How to become rich in India: 5 products you can start investing with just Rs 500 a month
How to become rich: Many people do not realize that Rs 500 a month is actually Rs 6000 a year and Rs 1.2 lakh over 20 years.

Spending Rs 500 a month is a much easier decision for most people. So, congratulations to you for deciding to save the money and invest it. It takes a lot to commit to a regular and disciplined investing scheme, at a time when the propensity and ability to spend is so high. Many people, however, do not realize that Rs 500 a month is actually Rs 6000 a year and Rs 1.2 lakh over 20 years. If you can regularly invest even such a small sum, the rewards can be far greater. Since investors have different risk profiles, investment horizons, and investment choices, let us take you through 5 interesting avenues where you can start investing with just Rs 500 a month. Read on to know more.

1. Mutual Funds

Mutual funds (MFs) allow you to do systematic investment plans, popularly known as SIPs. Through this innovative way, you can invest as low as Rs 100 a month in some investment avenues and Rs 500 a month in other schemes. You can invest in an equity fund, a debt fund, a hybrid fund and a gold scheme. The investment returns are linked to the performance of the underlying assets. By investing Rs 500 a month for 20 years in an investment giving, say, 10% annual return, you can get Rs 3.8 lakh at the end of the term.

2. Atal Pension Yojana

This is a universal social security scheme.

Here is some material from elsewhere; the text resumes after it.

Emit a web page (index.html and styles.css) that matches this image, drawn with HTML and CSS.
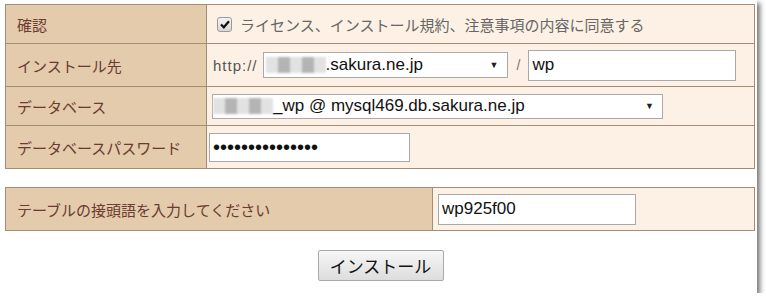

Under the Atal Pension Yojana (APY), the subscribers would receive the fixed minimum pension of Rs 1000 per month, Rs 2000 per month, Rs 3000 per month, Rs 4000 per month, Rs 5000 per month, at the age of 60 years, depending on their contributions, which itself would be based on the age of joining the APY. The scheme allows you to invest little amounts monthly. For instance, a person between the age of 25-30 can pay about Rs 300-500 a month to get a Rs 5000 guaranteed pension after turning 60 years of age. In case of death of the subscriber, the pension amount will be given to the spouse, and on the death of both (subscriber and spouse), the accumulated pension corpus would be returned to the subscriber’s nominee.

3. Public Provident Fund

The returns in Public Provident Fund (PPF) are guaranteed, and they are changed periodically by the government. PPF is a popular long-term investment option backed by Government of India, which offers safety with attractive interest rate and returns that are fully exempted from tax. Investors can invest minimum Rs 500 in one financial year and can get the facilities such as loan, withdrawal, and extension of account. By investing Rs 500 a month (Rs 500 X 12 = Rs 6000 a year), at the end of 15 years you can get Rs 1.7 lakh as the maturity amount.

4. FD, RD

Fixed deposits and recurring deposits are traditional investment favorites. Many top banks offer regular FDs with a minimum amount for deposit at Rs 100 and some offer at Rs 500. Bank FD interest rates hover between 6.5% and 7.25% for most old commercial banks. Recurring deposits allow you to invest every month for the tenure you have chosen. Apart from PSU banks, many private sector banks allow you to deposit a minimum of Rs 500 per month and thereafter, deposit in multiples of Rs 100. RDs may be used for a loan against the deposit. The rates of interest on RDs are identical to the fixed deposit rates.

5. Post Office Schemes

There are many special Post Office schemes that allow you to invest in small amounts. A Post Office Savings Account (4.0% per annum interest) can be opened with minimum Rs 20 and minimum balance to be maintained in a non-cheque facility account is Rs 50. Next, a 5-Year Post Office Recurring Deposit Account (giving 6.9% per annum quarterly compounded interest) can be opened with Rs 10 per month. A Post Office Time Deposit Account (TD) can be opened with minimum Rs 200 and in multiples thereof. A National Savings Certificates (NSC) can be opened with a minimum of Rs 100 and in multiples of Rs 100. In case of NSC, Rs 100 grows to Rs 144.23 after 5 years. Most of the small-savings scheme returns are fixed by the government periodically.
Conclusion
As you can see, there are different investment options for Indian investors even if they want to invest as low as Rs 500 a month. So, do not wait and invest to grow your hard-earned savings in top-quality options today so that you can secure your family’s future going ahead. Every Rs 500 invested today can be worth thousands tomorrow if you give it enough time.